## Begin

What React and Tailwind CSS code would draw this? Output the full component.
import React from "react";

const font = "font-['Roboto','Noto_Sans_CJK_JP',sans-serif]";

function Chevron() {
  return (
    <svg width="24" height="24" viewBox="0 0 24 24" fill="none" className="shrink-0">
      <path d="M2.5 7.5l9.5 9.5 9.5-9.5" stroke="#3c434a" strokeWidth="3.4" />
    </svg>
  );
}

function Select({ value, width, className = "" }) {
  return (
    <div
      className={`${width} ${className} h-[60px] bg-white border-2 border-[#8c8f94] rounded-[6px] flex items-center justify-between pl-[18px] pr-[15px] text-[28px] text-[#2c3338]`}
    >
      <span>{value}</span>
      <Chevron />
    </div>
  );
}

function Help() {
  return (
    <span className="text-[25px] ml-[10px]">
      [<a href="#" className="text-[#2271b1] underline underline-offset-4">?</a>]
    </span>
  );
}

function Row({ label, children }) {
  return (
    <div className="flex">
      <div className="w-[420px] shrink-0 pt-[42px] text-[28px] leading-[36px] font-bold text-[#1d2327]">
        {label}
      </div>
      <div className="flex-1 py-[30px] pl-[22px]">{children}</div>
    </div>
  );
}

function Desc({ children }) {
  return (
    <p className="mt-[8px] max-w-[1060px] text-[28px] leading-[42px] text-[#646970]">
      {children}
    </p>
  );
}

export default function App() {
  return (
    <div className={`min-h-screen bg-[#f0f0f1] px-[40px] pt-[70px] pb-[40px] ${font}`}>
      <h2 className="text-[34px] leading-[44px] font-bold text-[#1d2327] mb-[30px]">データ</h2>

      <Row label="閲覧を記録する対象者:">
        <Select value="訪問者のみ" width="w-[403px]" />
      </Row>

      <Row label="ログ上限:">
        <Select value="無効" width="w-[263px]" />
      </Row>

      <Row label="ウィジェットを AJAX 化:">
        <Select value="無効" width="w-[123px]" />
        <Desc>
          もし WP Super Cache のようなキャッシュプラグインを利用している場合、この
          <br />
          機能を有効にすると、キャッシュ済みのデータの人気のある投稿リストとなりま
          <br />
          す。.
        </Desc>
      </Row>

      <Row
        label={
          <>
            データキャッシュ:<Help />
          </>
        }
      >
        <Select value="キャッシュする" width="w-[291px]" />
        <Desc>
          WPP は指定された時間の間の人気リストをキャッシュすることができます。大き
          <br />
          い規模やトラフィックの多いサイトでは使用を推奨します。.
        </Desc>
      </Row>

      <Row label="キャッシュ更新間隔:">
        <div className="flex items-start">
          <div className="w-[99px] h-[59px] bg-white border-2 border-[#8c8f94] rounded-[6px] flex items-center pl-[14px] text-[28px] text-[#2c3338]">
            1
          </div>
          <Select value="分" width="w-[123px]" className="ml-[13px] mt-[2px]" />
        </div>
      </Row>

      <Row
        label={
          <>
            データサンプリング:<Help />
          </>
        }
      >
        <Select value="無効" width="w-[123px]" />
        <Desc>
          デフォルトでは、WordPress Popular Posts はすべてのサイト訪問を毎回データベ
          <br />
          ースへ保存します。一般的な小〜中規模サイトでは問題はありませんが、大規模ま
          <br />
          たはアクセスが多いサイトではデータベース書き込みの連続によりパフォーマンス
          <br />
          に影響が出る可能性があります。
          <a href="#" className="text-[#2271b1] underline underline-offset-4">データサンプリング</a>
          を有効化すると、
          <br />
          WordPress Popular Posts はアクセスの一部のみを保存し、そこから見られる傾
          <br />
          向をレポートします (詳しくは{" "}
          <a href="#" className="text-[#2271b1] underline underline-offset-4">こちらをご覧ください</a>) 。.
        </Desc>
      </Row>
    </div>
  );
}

## End
## Begin

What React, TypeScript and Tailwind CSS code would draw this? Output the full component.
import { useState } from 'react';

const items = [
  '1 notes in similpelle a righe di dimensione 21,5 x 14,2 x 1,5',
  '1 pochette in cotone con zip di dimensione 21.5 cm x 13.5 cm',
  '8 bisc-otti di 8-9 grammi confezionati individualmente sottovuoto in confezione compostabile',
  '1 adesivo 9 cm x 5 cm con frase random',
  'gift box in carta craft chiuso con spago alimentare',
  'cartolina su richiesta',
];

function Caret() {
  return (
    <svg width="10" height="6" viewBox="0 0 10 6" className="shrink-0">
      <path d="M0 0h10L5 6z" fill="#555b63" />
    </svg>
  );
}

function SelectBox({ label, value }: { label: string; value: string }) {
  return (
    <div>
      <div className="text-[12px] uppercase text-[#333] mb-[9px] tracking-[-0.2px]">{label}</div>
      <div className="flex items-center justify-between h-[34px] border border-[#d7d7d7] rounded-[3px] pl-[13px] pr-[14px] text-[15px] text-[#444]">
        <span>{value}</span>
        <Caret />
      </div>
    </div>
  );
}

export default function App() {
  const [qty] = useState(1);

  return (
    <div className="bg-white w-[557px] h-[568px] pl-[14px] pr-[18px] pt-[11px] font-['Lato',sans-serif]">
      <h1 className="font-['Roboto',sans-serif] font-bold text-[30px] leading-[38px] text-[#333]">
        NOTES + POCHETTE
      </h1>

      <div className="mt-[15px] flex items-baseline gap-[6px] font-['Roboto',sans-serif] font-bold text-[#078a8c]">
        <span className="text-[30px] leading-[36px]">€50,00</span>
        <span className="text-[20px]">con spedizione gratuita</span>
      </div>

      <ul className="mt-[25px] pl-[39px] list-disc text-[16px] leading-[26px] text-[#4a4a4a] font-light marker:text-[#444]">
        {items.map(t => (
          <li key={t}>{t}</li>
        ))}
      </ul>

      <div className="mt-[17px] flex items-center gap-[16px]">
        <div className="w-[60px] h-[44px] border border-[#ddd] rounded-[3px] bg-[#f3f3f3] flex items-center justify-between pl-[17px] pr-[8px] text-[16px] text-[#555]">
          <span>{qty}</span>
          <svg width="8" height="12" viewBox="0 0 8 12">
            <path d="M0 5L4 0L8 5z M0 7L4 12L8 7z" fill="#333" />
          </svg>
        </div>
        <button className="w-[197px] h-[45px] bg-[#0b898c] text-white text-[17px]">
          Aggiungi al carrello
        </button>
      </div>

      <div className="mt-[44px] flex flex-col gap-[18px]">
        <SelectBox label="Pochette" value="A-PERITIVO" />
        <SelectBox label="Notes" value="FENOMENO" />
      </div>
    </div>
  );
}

## End

## GOAL OF THE EXERCISE
Identify the lines of the data that contain the word "component". Copy each of them.

## FINISHED EXERCISE
What React and Tailwind CSS code would draw this? Output the full component.
What React, TypeScript and Tailwind CSS code would draw this? Output the full component.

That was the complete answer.